- **Dataset content**
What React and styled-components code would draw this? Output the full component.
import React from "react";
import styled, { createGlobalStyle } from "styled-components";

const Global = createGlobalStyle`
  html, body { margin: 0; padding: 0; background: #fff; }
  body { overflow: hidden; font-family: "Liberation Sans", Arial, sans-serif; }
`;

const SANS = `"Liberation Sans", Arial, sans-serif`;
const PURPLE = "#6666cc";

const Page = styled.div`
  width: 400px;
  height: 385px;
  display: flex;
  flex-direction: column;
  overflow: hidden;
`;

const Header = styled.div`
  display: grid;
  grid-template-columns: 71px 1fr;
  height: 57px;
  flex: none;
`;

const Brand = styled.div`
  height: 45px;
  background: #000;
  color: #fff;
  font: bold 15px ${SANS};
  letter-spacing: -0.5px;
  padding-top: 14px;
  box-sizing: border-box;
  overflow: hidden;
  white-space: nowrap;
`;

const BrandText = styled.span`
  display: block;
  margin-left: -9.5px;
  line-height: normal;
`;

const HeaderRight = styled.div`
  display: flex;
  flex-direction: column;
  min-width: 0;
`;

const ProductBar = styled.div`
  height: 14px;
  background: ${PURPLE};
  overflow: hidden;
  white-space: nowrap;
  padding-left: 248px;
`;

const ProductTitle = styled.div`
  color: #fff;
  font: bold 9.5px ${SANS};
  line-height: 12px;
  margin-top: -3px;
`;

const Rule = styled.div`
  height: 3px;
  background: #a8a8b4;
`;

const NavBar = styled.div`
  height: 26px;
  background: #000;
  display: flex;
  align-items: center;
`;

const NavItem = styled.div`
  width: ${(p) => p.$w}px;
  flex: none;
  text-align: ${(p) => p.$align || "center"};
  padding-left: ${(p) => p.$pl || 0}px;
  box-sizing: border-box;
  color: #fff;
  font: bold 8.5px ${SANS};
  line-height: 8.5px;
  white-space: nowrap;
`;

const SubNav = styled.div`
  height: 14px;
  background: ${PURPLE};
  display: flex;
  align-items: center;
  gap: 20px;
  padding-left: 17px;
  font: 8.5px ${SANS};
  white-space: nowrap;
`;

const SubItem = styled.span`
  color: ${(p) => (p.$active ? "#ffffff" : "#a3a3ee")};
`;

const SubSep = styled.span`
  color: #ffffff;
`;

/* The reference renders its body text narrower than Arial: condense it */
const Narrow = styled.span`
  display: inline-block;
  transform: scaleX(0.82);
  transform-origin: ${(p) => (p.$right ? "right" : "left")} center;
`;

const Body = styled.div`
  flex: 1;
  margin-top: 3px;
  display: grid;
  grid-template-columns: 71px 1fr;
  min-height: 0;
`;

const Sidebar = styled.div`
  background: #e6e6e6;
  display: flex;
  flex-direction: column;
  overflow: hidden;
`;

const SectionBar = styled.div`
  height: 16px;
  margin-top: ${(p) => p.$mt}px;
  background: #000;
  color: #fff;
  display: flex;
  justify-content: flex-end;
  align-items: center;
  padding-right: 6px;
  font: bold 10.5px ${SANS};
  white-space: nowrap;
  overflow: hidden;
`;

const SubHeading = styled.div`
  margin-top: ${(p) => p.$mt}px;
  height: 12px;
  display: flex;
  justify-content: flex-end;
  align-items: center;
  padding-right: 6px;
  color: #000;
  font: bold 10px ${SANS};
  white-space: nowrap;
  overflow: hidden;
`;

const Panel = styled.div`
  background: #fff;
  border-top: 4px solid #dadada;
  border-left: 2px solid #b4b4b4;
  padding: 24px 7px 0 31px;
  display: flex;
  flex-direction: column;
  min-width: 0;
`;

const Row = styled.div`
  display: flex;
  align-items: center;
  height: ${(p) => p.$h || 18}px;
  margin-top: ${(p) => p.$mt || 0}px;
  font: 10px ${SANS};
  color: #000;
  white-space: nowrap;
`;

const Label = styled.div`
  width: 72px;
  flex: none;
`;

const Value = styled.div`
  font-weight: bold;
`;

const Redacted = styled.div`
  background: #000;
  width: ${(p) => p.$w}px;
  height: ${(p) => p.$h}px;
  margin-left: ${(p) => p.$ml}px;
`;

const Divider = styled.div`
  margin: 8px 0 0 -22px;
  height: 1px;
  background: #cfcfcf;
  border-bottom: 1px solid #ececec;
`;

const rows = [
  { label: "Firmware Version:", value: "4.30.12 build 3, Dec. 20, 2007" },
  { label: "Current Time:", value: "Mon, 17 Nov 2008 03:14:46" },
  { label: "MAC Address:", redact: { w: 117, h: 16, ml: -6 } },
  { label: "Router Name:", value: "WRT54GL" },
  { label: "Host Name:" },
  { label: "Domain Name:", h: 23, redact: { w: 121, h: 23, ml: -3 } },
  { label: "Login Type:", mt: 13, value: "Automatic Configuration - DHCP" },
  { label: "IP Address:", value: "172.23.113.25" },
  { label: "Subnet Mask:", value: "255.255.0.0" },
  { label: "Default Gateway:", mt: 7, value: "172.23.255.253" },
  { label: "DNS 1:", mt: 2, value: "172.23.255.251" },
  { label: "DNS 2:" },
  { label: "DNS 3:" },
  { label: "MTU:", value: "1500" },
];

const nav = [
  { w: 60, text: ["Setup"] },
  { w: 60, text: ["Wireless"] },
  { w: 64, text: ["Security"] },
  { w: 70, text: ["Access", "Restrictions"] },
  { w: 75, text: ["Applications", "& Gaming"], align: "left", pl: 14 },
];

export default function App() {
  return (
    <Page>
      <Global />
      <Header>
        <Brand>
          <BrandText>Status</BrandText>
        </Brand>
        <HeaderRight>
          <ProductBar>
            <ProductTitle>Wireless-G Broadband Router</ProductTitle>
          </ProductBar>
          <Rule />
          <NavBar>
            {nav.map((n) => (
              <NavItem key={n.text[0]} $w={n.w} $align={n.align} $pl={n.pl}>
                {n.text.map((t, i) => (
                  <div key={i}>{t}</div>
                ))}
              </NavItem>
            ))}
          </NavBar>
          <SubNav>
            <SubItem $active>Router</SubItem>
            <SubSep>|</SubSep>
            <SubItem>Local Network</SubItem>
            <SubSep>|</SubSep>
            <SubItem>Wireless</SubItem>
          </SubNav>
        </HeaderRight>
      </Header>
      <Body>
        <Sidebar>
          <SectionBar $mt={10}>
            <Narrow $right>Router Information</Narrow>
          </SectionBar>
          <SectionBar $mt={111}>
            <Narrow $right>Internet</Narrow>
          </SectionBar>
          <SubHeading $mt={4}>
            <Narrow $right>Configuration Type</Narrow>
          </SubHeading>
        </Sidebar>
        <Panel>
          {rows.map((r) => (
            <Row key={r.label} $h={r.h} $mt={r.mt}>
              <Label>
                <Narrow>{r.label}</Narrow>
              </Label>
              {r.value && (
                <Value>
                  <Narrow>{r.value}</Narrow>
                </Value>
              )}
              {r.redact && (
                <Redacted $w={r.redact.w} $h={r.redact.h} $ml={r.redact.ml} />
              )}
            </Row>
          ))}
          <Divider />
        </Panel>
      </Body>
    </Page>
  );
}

- **Exercise task**
Copy down the whole of the data above, matching it exactly.

- **Response to this exercise**
What React and styled-components code would draw this? Output the full component.
import React from "react";
import styled, { createGlobalStyle } from "styled-components";

const Global = createGlobalStyle`
  html, body { margin: 0; padding: 0; background: #fff; }
  body { overflow: hidden; font-family: "Liberation Sans", Arial, sans-serif; }
`;

const SANS = `"Liberation Sans", Arial, sans-serif`;
const PURPLE = "#6666cc";

const Page = styled.div`
  width: 400px;
  height: 385px;
  display: flex;
  flex-direction: column;
  overflow: hidden;
`;

const Header = styled.div`
  display: grid;
  grid-template-columns: 71px 1fr;
  height: 57px;
  flex: none;
`;

const Brand = styled.div`
  height: 45px;
  background: #000;
  color: #fff;
  font: bold 15px ${SANS};
  letter-spacing: -0.5px;
  padding-top: 14px;
  box-sizing: border-box;
  overflow: hidden;
  white-space: nowrap;
`;

const BrandText = styled.span`
  display: block;
  margin-left: -9.5px;
  line-height: normal;
`;

const HeaderRight = styled.div`
  display: flex;
  flex-direction: column;
  min-width: 0;
`;

const ProductBar = styled.div`
  height: 14px;
  background: ${PURPLE};
  overflow: hidden;
  white-space: nowrap;
  padding-left: 248px;
`;

const ProductTitle = styled.div`
  color: #fff;
  font: bold 9.5px ${SANS};
  line-height: 12px;
  margin-top: -3px;
`;

const Rule = styled.div`
  height: 3px;
  background: #a8a8b4;
`;

const NavBar = styled.div`
  height: 26px;
  background: #000;
  display: flex;
  align-items: center;
`;

const NavItem = styled.div`
  width: ${(p) => p.$w}px;
  flex: none;
  text-align: ${(p) => p.$align || "center"};
  padding-left: ${(p) => p.$pl || 0}px;
  box-sizing: border-box;
  color: #fff;
  font: bold 8.5px ${SANS};
  line-height: 8.5px;
  white-space: nowrap;
`;

const SubNav = styled.div`
  height: 14px;
  background: ${PURPLE};
  display: flex;
  align-items: center;
  gap: 20px;
  padding-left: 17px;
  font: 8.5px ${SANS};
  white-space: nowrap;
`;

const SubItem = styled.span`
  color: ${(p) => (p.$active ? "#ffffff" : "#a3a3ee")};
`;

const SubSep = styled.span`
  color: #ffffff;
`;

/* The reference renders its body text narrower than Arial: condense it */
const Narrow = styled.span`
  display: inline-block;
  transform: scaleX(0.82);
  transform-origin: ${(p) => (p.$right ? "right" : "left")} center;
`;

const Body = styled.div`
  flex: 1;
  margin-top: 3px;
  display: grid;
  grid-template-columns: 71px 1fr;
  min-height: 0;
`;

const Sidebar = styled.div`
  background: #e6e6e6;
  display: flex;
  flex-direction: column;
  overflow: hidden;
`;

const SectionBar = styled.div`
  height: 16px;
  margin-top: ${(p) => p.$mt}px;
  background: #000;
  color: #fff;
  display: flex;
  justify-content: flex-end;
  align-items: center;
  padding-right: 6px;
  font: bold 10.5px ${SANS};
  white-space: nowrap;
  overflow: hidden;
`;

const SubHeading = styled.div`
  margin-top: ${(p) => p.$mt}px;
  height: 12px;
  display: flex;
  justify-content: flex-end;
  align-items: center;
  padding-right: 6px;
  color: #000;
  font: bold 10px ${SANS};
  white-space: nowrap;
  overflow: hidden;
`;

const Panel = styled.div`
  background: #fff;
  border-top: 4px solid #dadada;
  border-left: 2px solid #b4b4b4;
  padding: 24px 7px 0 31px;
  display: flex;
  flex-direction: column;
  min-width: 0;
`;

const Row = styled.div`
  display: flex;
  align-items: center;
  height: ${(p) => p.$h || 18}px;
  margin-top: ${(p) => p.$mt || 0}px;
  font: 10px ${SANS};
  color: #000;
  white-space: nowrap;
`;

const Label = styled.div`
  width: 72px;
  flex: none;
`;

const Value = styled.div`
  font-weight: bold;
`;

const Redacted = styled.div`
  background: #000;
  width: ${(p) => p.$w}px;
  height: ${(p) => p.$h}px;
  margin-left: ${(p) => p.$ml}px;
`;

const Divider = styled.div`
  margin: 8px 0 0 -22px;
  height: 1px;
  background: #cfcfcf;
  border-bottom: 1px solid #ececec;
`;

const rows = [
  { label: "Firmware Version:", value: "4.30.12 build 3, Dec. 20, 2007" },
  { label: "Current Time:", value: "Mon, 17 Nov 2008 03:14:46" },
  { label: "MAC Address:", redact: { w: 117, h: 16, ml: -6 } },
  { label: "Router Name:", value: "WRT54GL" },
  { label: "Host Name:" },
  { label: "Domain Name:", h: 23, redact: { w: 121, h: 23, ml: -3 } },
  { label: "Login Type:", mt: 13, value: "Automatic Configuration - DHCP" },
  { label: "IP Address:", value: "172.23.113.25" },
  { label: "Subnet Mask:", value: "255.255.0.0" },
  { label: "Default Gateway:", mt: 7, value: "172.23.255.253" },
  { label: "DNS 1:", mt: 2, value: "172.23.255.251" },
  { label: "DNS 2:" },
  { label: "DNS 3:" },
  { label: "MTU:", value: "1500" },
];

const nav = [
  { w: 60, text: ["Setup"] },
  { w: 60, text: ["Wireless"] },
  { w: 64, text: ["Security"] },
  { w: 70, text: ["Access", "Restrictions"] },
  { w: 75, text: ["Applications", "& Gaming"], align: "left", pl: 14 },
];

export default function App() {
  return (
    <Page>
      <Global />
      <Header>
        <Brand>
          <BrandText>Status</BrandText>
        </Brand>
        <HeaderRight>
          <ProductBar>
            <ProductTitle>Wireless-G Broadband Router</ProductTitle>
          </ProductBar>
          <Rule />
          <NavBar>
            {nav.map((n) => (
              <NavItem key={n.text[0]} $w={n.w} $align={n.align} $pl={n.pl}>
                {n.text.map((t, i) => (
                  <div key={i}>{t}</div>
                ))}
              </NavItem>
            ))}
          </NavBar>
          <SubNav>
            <SubItem $active>Router</SubItem>
            <SubSep>|</SubSep>
            <SubItem>Local Network</SubItem>
            <SubSep>|</SubSep>
            <SubItem>Wireless</SubItem>
          </SubNav>
        </HeaderRight>
      </Header>
      <Body>
        <Sidebar>
          <SectionBar $mt={10}>
            <Narrow $right>Router Information</Narrow>
          </SectionBar>
          <SectionBar $mt={111}>
            <Narrow $right>Internet</Narrow>
          </SectionBar>
          <SubHeading $mt={4}>
            <Narrow $right>Configuration Type</Narrow>
          </SubHeading>
        </Sidebar>
        <Panel>
          {rows.map((r) => (
            <Row key={r.label} $h={r.h} $mt={r.mt}>
              <Label>
                <Narrow>{r.label}</Narrow>
              </Label>
              {r.value && (
                <Value>
                  <Narrow>{r.value}</Narrow>
                </Value>
              )}
              {r.redact && (
                <Redacted $w={r.redact.w} $h={r.redact.h} $ml={r.redact.ml} />
              )}
            </Row>
          ))}
          <Divider />
        </Panel>
      </Body>
    </Page>
  );
}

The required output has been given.